■ WHAT YOU NEED TO DO
Copy each line that has the string "this" somewhere in it.

■ STORED DATA
——

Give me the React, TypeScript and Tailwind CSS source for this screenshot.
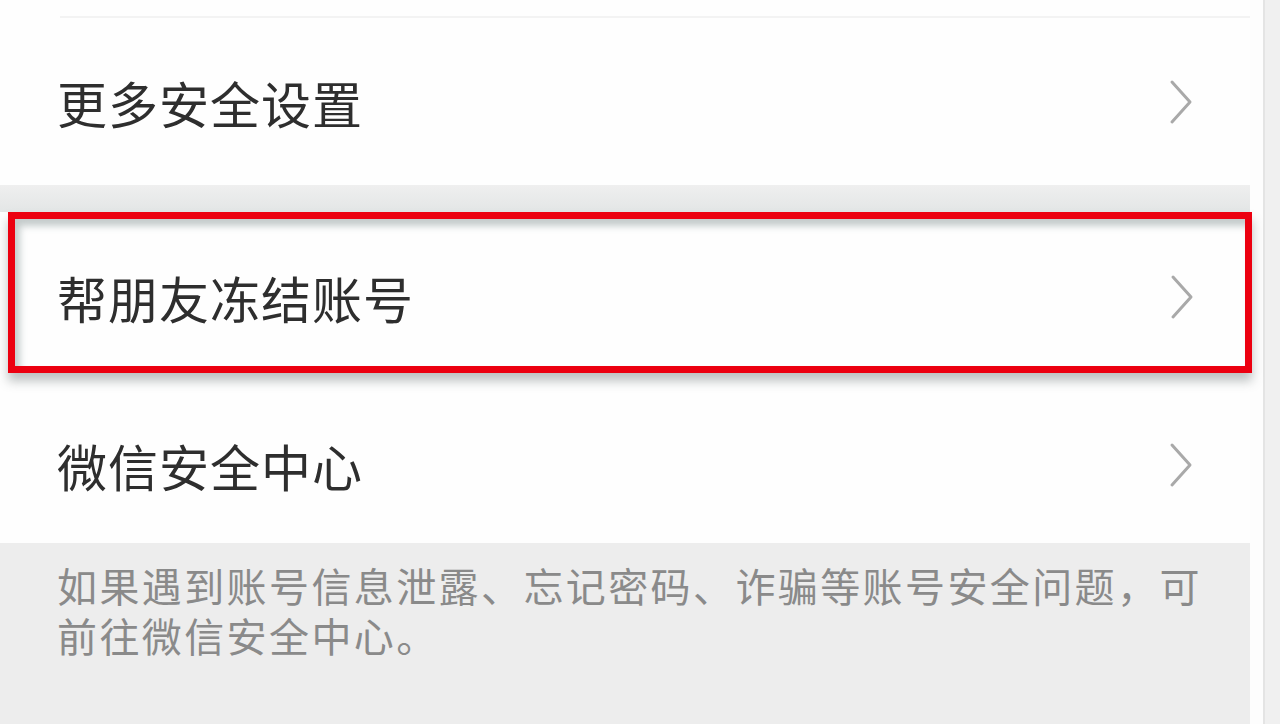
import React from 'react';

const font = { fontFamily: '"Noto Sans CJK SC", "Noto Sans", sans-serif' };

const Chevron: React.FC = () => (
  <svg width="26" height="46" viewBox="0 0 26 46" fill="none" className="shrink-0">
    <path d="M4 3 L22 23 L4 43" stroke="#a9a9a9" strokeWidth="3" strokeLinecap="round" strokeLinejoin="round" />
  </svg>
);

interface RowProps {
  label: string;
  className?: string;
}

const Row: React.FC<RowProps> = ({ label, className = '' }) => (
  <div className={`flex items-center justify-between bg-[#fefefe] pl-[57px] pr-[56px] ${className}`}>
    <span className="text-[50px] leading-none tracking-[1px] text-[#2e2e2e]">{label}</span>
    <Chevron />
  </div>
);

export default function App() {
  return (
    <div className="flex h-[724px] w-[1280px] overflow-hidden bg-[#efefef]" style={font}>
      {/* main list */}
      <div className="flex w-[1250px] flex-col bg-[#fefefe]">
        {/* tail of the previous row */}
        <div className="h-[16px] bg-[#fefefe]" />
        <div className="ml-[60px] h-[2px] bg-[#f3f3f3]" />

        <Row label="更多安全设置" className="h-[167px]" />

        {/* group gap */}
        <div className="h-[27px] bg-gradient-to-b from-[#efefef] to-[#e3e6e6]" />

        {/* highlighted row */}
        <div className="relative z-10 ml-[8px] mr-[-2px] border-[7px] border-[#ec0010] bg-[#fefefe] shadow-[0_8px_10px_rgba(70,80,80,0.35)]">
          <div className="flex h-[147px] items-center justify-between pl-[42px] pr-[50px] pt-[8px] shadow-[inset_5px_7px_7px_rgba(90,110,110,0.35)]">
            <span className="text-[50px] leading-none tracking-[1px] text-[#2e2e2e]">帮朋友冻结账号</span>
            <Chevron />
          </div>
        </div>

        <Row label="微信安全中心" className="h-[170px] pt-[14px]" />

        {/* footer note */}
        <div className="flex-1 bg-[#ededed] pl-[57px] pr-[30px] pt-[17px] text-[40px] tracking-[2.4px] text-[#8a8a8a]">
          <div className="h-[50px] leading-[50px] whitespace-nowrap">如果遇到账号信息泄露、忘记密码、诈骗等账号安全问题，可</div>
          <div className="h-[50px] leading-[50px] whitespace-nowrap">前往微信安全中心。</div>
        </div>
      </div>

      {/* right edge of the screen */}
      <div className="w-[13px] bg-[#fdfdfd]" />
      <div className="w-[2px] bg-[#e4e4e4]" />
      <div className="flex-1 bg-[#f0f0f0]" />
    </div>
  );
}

——

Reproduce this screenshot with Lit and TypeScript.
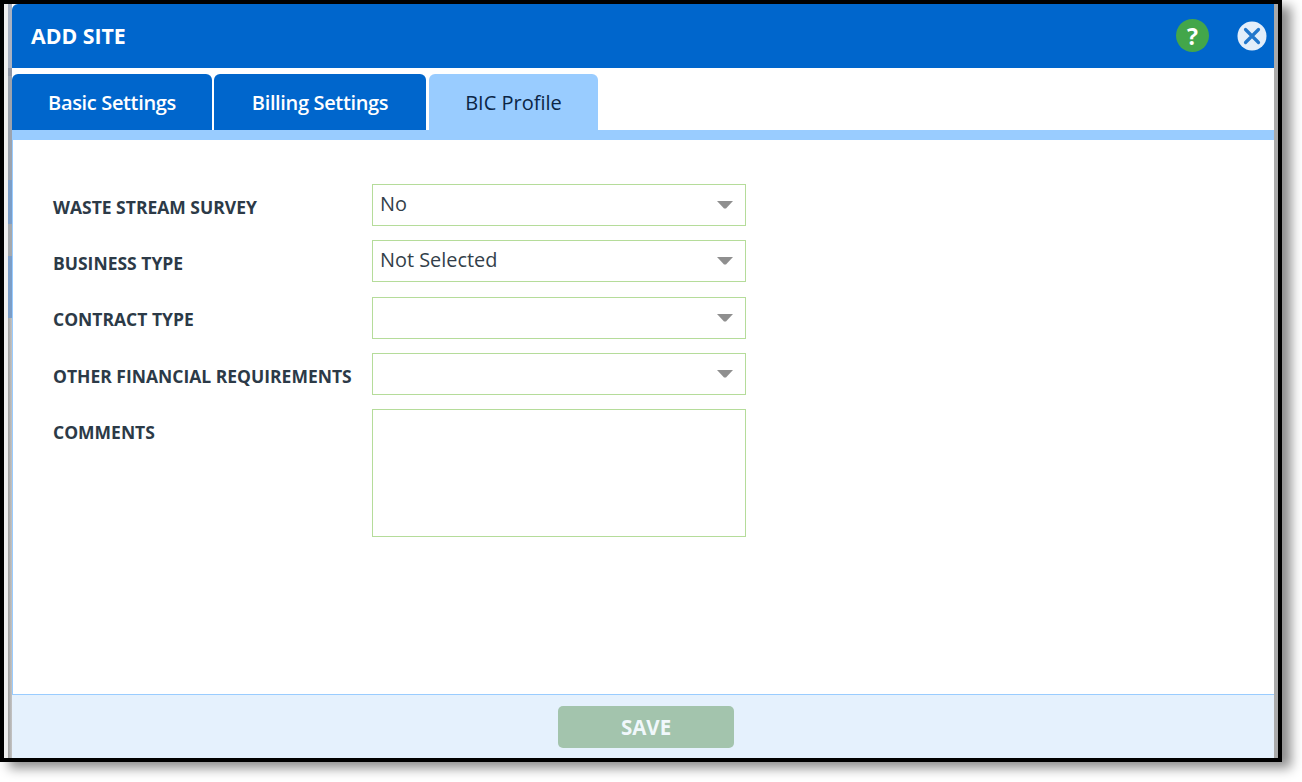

——

■ RESPONSE
Give me the React, TypeScript and Tailwind CSS source for this screenshot.
Reproduce this screenshot with Lit and TypeScript.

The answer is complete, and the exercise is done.